== Data for this task ==

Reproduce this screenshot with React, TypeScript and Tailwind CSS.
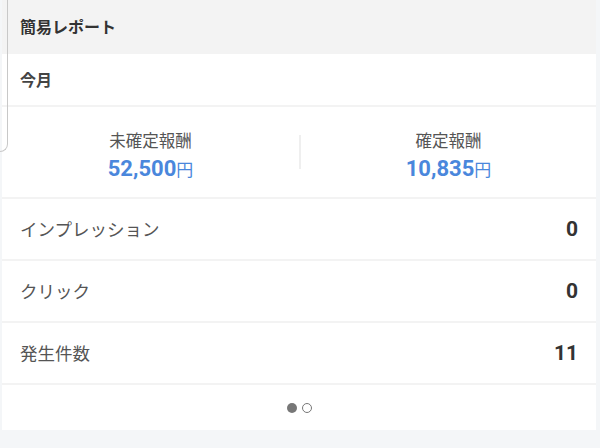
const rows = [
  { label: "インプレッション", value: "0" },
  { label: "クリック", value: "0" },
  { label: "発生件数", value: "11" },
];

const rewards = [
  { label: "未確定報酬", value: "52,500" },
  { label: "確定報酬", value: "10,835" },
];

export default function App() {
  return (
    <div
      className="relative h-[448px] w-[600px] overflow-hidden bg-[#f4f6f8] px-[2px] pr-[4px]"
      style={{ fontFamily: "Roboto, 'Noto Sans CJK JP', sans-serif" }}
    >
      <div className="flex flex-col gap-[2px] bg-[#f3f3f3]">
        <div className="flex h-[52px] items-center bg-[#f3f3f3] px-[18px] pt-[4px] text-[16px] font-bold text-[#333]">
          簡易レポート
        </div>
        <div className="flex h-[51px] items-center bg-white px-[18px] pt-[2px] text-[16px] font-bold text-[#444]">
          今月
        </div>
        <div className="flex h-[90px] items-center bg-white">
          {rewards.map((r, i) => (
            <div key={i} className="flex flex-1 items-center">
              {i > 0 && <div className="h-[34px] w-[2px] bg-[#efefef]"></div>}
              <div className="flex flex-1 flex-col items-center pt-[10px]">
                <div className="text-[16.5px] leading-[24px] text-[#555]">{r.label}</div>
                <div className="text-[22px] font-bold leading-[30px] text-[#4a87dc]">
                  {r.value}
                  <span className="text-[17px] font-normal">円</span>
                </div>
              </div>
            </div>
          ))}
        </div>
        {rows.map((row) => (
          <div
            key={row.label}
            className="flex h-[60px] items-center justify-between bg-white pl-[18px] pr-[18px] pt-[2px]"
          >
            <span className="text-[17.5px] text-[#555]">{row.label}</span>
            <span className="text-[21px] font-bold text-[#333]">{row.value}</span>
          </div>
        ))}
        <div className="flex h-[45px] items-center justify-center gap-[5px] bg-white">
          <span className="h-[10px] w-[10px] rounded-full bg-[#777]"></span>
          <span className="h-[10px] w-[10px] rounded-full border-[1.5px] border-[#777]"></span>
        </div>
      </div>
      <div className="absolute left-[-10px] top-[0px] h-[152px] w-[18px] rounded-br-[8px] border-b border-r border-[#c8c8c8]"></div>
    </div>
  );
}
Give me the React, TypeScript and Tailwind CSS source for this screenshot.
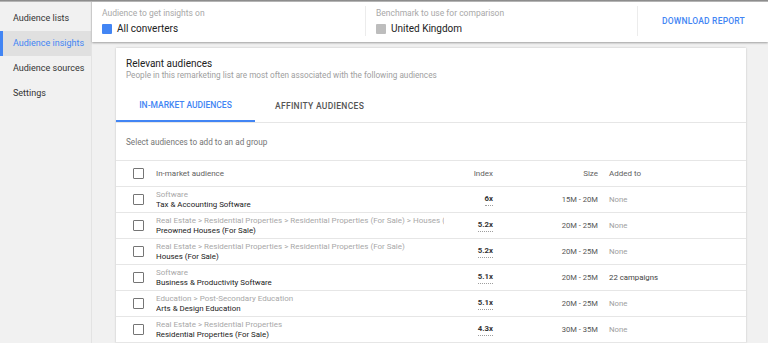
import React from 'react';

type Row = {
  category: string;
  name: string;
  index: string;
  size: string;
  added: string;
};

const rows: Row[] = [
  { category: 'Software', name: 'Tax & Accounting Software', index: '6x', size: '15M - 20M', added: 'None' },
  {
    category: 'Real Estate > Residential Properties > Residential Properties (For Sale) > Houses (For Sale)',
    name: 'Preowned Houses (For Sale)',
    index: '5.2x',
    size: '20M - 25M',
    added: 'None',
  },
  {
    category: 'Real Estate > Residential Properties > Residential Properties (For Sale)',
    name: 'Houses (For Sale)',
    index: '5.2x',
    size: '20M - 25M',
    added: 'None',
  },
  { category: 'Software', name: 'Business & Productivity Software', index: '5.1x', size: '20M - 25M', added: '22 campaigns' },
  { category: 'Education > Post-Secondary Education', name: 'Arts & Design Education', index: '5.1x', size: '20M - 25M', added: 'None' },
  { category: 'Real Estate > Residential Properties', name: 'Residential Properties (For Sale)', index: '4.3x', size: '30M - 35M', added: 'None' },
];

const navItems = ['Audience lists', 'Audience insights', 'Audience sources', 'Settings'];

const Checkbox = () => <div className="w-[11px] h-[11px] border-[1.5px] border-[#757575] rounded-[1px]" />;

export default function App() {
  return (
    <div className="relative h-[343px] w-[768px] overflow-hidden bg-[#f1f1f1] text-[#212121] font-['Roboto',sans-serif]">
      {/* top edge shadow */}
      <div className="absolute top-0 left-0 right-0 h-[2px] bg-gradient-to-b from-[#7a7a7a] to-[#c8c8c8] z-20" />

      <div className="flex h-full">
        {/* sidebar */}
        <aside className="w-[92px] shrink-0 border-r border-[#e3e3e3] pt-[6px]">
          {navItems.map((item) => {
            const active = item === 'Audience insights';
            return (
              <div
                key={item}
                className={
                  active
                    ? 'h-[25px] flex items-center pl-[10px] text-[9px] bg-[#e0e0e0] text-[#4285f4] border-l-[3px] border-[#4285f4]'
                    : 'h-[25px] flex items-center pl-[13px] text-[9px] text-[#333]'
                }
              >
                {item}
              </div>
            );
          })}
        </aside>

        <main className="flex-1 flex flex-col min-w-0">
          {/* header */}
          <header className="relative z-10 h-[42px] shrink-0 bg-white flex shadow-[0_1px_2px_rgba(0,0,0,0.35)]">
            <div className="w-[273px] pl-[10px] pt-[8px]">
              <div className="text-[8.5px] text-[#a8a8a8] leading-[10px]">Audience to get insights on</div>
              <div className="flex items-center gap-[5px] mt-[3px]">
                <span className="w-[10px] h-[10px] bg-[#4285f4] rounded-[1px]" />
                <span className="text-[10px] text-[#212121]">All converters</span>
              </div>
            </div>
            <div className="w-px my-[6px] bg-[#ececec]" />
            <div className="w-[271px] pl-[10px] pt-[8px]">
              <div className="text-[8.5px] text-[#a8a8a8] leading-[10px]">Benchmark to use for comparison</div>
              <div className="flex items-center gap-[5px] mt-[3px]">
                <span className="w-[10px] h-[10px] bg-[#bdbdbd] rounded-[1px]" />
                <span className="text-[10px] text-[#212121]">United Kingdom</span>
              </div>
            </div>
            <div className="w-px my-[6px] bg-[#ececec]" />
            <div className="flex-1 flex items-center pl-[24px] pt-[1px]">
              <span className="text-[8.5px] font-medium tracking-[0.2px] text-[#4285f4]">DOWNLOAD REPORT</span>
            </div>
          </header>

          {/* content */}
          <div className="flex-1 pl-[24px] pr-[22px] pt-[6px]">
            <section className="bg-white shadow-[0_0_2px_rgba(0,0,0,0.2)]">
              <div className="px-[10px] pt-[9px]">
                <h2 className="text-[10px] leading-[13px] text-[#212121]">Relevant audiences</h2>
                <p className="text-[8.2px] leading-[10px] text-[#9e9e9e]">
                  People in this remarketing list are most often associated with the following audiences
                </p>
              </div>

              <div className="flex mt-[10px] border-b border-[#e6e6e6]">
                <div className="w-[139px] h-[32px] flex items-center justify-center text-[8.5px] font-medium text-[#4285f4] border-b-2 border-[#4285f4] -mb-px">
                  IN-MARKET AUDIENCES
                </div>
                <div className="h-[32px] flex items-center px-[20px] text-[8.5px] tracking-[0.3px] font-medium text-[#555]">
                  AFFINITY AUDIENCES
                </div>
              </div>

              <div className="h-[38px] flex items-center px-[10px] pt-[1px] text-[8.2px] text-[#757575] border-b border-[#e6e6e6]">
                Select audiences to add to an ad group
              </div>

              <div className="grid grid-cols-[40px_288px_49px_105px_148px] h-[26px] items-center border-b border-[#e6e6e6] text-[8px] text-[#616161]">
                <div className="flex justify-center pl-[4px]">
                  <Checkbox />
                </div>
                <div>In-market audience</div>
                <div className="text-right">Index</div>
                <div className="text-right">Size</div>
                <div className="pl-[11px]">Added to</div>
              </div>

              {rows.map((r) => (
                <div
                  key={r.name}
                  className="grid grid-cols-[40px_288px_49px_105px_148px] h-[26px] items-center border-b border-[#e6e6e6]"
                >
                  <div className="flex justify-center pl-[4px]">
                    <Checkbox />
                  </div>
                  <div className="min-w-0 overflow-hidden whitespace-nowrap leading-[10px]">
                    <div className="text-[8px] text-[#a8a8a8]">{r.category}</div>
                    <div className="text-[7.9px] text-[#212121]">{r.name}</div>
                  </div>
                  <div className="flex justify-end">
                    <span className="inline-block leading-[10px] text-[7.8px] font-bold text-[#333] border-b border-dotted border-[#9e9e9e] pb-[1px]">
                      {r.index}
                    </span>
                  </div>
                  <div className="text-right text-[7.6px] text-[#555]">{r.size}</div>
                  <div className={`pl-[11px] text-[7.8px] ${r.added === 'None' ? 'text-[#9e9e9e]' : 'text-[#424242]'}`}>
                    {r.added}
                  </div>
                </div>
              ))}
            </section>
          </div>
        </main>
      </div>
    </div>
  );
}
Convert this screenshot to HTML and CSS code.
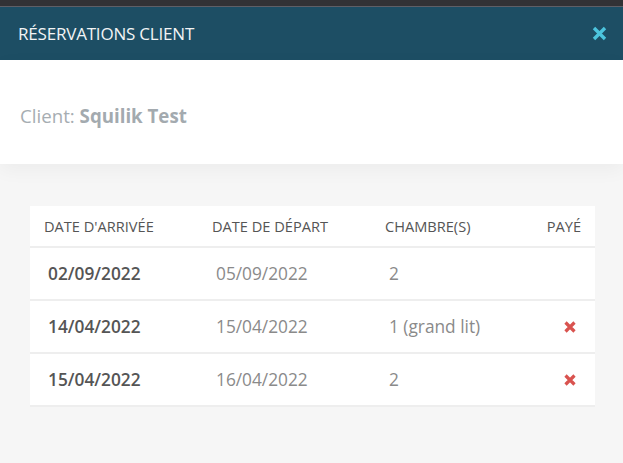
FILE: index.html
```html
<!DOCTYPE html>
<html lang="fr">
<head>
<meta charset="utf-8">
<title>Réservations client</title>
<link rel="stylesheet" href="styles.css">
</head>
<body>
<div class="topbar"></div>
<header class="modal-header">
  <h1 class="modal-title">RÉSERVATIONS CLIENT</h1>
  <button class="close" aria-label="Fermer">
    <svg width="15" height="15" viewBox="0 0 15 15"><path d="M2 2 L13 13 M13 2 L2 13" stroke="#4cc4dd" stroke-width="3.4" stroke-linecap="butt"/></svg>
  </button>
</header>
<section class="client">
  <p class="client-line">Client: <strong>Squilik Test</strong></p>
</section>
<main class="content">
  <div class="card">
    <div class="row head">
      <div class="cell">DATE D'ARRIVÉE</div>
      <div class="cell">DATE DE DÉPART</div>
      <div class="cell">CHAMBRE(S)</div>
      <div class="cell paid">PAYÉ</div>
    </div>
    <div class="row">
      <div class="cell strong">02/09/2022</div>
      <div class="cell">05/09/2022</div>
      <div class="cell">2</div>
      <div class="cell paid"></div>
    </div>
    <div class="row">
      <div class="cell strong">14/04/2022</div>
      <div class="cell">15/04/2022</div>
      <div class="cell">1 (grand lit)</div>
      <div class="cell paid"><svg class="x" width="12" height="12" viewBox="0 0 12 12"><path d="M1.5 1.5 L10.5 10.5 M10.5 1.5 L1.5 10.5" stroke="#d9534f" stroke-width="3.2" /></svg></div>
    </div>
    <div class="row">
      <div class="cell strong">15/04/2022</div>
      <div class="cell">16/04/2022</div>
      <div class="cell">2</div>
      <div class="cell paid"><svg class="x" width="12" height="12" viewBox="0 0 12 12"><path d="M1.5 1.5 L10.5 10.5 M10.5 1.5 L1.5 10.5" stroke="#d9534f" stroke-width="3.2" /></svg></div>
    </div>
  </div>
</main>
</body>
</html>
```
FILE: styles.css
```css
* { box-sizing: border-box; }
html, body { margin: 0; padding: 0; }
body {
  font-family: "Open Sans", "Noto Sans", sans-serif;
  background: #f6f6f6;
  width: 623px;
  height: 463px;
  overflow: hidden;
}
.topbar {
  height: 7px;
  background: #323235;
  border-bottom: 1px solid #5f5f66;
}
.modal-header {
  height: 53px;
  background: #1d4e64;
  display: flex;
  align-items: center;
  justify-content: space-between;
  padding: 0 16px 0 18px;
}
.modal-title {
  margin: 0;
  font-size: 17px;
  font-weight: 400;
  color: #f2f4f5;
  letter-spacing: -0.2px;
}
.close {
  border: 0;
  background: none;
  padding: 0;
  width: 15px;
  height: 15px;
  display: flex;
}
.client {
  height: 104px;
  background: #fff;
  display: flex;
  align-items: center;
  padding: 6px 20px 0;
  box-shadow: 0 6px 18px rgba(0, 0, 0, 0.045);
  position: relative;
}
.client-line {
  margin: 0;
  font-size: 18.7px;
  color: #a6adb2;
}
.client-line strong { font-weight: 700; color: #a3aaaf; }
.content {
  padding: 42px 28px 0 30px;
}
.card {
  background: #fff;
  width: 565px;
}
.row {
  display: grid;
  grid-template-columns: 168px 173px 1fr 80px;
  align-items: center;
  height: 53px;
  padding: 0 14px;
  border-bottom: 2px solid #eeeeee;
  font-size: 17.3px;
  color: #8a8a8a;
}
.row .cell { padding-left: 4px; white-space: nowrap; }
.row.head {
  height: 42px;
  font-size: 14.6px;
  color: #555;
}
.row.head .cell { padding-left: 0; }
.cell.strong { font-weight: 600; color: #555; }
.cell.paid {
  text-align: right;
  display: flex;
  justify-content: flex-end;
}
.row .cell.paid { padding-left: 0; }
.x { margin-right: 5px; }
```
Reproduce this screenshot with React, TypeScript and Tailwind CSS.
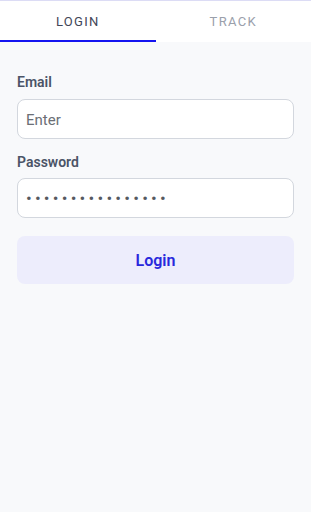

===

Starting at the line with "Give me the" and ending at the line with "const Checkbox = ()", copy each line exactly, both ends included. Do not copy the pictures.

Give me the React, TypeScript and Tailwind CSS source for this screenshot.
import React from 'react';

type Row = {
  category: string;
  name: string;
  index: string;
  size: string;
  added: string;
};

const rows: Row[] = [
  { category: 'Software', name: 'Tax & Accounting Software', index: '6x', size: '15M - 20M', added: 'None' },
  {
    category: 'Real Estate > Residential Properties > Residential Properties (For Sale) > Houses (For Sale)',
    name: 'Preowned Houses (For Sale)',
    index: '5.2x',
    size: '20M - 25M',
    added: 'None',
  },
  {
    category: 'Real Estate > Residential Properties > Residential Properties (For Sale)',
    name: 'Houses (For Sale)',
    index: '5.2x',
    size: '20M - 25M',
    added: 'None',
  },
  { category: 'Software', name: 'Business & Productivity Software', index: '5.1x', size: '20M - 25M', added: '22 campaigns' },
  { category: 'Education > Post-Secondary Education', name: 'Arts & Design Education', index: '5.1x', size: '20M - 25M', added: 'None' },
  { category: 'Real Estate > Residential Properties', name: 'Residential Properties (For Sale)', index: '4.3x', size: '30M - 35M', added: 'None' },
];

const navItems = ['Audience lists', 'Audience insights', 'Audience sources', 'Settings'];

const Checkbox = () => <div className="w-[11px] h-[11px] border-[1.5px] border-[#757575] rounded-[1px]" />;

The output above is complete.